Of the many thorny issues Congress will take up when they return from the August recess, immigration could be the most contentious.

President Donald Trump, who has made immigration reform one of his top priorities, recently endorsed the Reforming American Immigration for a Strong Economy Act, sponsored by U.S. Sens. Tom Cotton, a Republican from Arkansas, and David Perdue, a Republican from Georgia. This bill would make sweeping changes to the nation’s immigration policy.

The RAISE Act proposes a merit-based system, makes a sharp reduction in the current family-based system, ends the annual 55,000 visa lottery program and puts a 50,000 annual cap on the number of refugees resettled in the country. The merit-based system is similar to the immigration systems in Australia, Canada and Japan.

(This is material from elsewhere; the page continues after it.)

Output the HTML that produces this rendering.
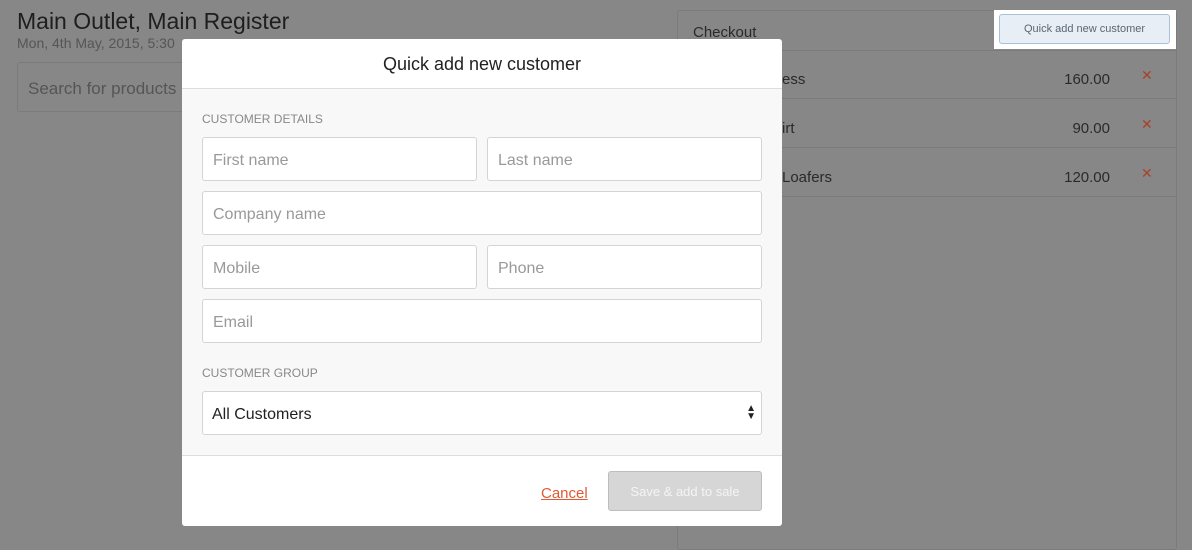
<!DOCTYPE html>
<html><head><meta charset="utf-8"><style>
*{box-sizing:border-box;margin:0;padding:0}
body{width:1192px;height:537px;background:#878787;font-family:"Liberation Sans",sans-serif;position:relative;overflow:hidden;color:#222}
.abs{position:absolute}
.inp{position:absolute;height:44px;background:#fff;border:1px solid #d4d4d4;border-radius:3px;font-size:16px;color:#999;padding:13px 10px;line-height:19px}
.row{position:absolute;left:677px;width:500px;height:49px;border-bottom:1px solid #7b7b7b;font-size:15px;color:#2a2a2a}
.x{position:absolute;left:464px;top:17px;color:#a9412a;font-size:14px}
.pr{position:absolute;right:67px;top:21px}
.nm{position:absolute;left:105px;top:21px}
</style></head><body>
<div class="abs" style="left:17px;top:8px;font-size:23px;color:#1e1e1e">Main Outlet, Main Register</div>
<div class="abs" style="left:17px;top:35px;font-size:14px;color:#555">Mon, 4th May, 2015, 5:30</div>
<div class="abs" style="left:17px;top:62px;width:200px;height:50px;border:1px solid #7b7b7b;border-radius:3px;font-size:17px;color:#555;padding:16px 10px">Search for products</div>
<div class="abs" style="left:677px;top:10px;width:500px;height:540px;border:1px solid #7b7b7b;border-radius:3px"></div>
<div class="abs" style="left:693px;top:24px;font-size:15px;color:#2a2a2a">Checkout</div>
<div class="abs" style="left:677px;top:50px;width:500px;border-top:1px solid #7b7b7b"></div>
<div class="row" style="top:50px"><span class="nm">ess</span><span class="pr">160.00</span><span class="x">✕</span></div>
<div class="row" style="top:99px"><span class="nm">irt</span><span class="pr">90.00</span><span class="x">✕</span></div>
<div class="row" style="top:148px"><span class="nm">Loafers</span><span class="pr">120.00</span><span class="x">✕</span></div>
<div class="abs" style="left:994px;top:10px;width:182px;height:39px;background:#fff"></div>
<div class="abs" style="left:999px;top:14px;width:171px;height:30px;background:#e7eef6;border:1px solid #a8c1d8;border-radius:3px;font-size:11px;color:#5c6670;text-align:center;line-height:28px">Quick add new customer</div>

<div class="abs" style="left:182px;top:39px;width:600px;height:487px;background:#fff;border-radius:3px;overflow:hidden">
<div class="abs" style="left:0;top:0;width:600px;height:50px;border-bottom:1px solid #ddd;text-align:center;font-size:18px;line-height:50px;color:#222">Quick add new customer</div>
<div class="abs" style="left:0;top:50px;width:600px;height:367px;background:#f8f8f8;border-bottom:1px solid #ddd"></div>
<div class="abs" style="left:20px;top:73px;font-size:12px;color:#888">CUSTOMER DETAILS</div>
<div class="inp" style="left:20px;top:98px;width:275px">First name</div>
<div class="inp" style="left:305px;top:98px;width:275px">Last name</div>
<div class="inp" style="left:20px;top:152px;width:560px">Company name</div>
<div class="inp" style="left:20px;top:206px;width:275px">Mobile</div>
<div class="inp" style="left:305px;top:206px;width:275px">Phone</div>
<div class="inp" style="left:20px;top:260px;width:560px">Email</div>
<div class="abs" style="left:20px;top:327px;font-size:12px;color:#888">CUSTOMER GROUP</div>
<div class="inp" style="left:20px;top:352px;width:560px;color:#222;padding-left:9px">All Customers<span style="position:absolute;right:5px;top:13px;font-size:10px;line-height:8px;color:#222">▲<br>▼</span></div>
<div class="abs" style="left:359px;top:446px;font-size:15px;color:#e05a33;text-decoration:underline">Cancel</div>
<div class="abs" style="left:426px;top:432px;width:154px;height:40px;background:#d6d6d6;border:1px solid #bdbdbd;border-radius:3px;color:#f4f4f4;font-size:13px;text-align:center;line-height:40px">Save &amp; add to sale</div>
</div>
</body></html>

Meanwhile, U.S. Sen. John McCain has promised to bring back “comprehensive immigration reform.” This could be similar to the Border Security, Economic Opportunity, and Immigration Modernization Act that passed in the U.S. Senate in 2013.

It would deliver the same results as the 1986 Immigration Reform and Control Act, a bipartisan bill sponsored by U.S. Sen. Alan Simpson, a Republican from Wyoming, and U.S. Rep. Romano Mazzoli, a Democrat from Kentucky. The bill, signed into law by President Ronald Reagan, promised border security and a one-time amnesty. It gave amnesty to approximately 3 million illegal immigrants but did nothing to strengthen border security. The failure to control the border has resulted in the number of illegal immigrants in the country estimated at 11 million.

The RAISE Act and the 2013 measure represent different approaches to immigration policy. Our current family-based system has been in effect since the enactment of the 1965 Immigration and Nationality Act, and we have seen our foreign-born population increase from a low of 4.7 percent of the total population in the 1970s to 13.7 percent in 2015.

It is time to cut back and focus more on the merit-based system and a reduction in levels of immigration.

Funding for the border wall will be another contentious issue. The U.S. House voted to include $1.6 billion for border security in the Defense Appropriations bill. What happens when the Senate takes up the measure may be an entirely different story. Already, it’s shaping up to be a fierce debate.

Trump has threatened a government shutdown if Congress does not approve the border wall funding. In another twist, Trump aides are pushing for the president to offer protection for 800,000 people in the Deferred Action for Childhood Arrivals program, the so-called Dreamers, in exchange for funding for the border wall and other immigration security measures. This deferred deportation program was instituted by former President Barack Obama with a stroke of the pen. Trump promised to abolish the program if elected but has not yet done so.

“Sanctuary cities” have surfaced as another critical issue as the Trump administration is trying to crack down on them with a threat to withhold federal law enforcement funds to the more the more than 300 counties and municipalities designated as “sanctuaries.”

The case of Kate Steinle bears repeating. She was shot dead by an illegal immigrant with a lengthy criminal record in San Francisco in 2015. Juan Francisco Lopez-Sanchez had been deported five times, but he was not turned over to immigration authorities before his release from a San Francisco jail after a court dismissed a marijuana charge against him, a story that is not anecdotal.

The Center for Immigration Studies reports that Immigration and Customs Enforcement released 36,007 illegal immigrants with criminal records from its custody in 2013, and as of September 2014, 5,700 of them had been arrested again for subsequent crimes.

All in all, immigration is a veritable Shakespearean witches brew, with the outcome very much in doubt. The bipartisanship that enabled the passage of the 1986 immigration bill seems sorely lacking in today’s political climate.

Bob Casimiro is executive director of Mainers for Responsible Immigration. He lives in Bridgton.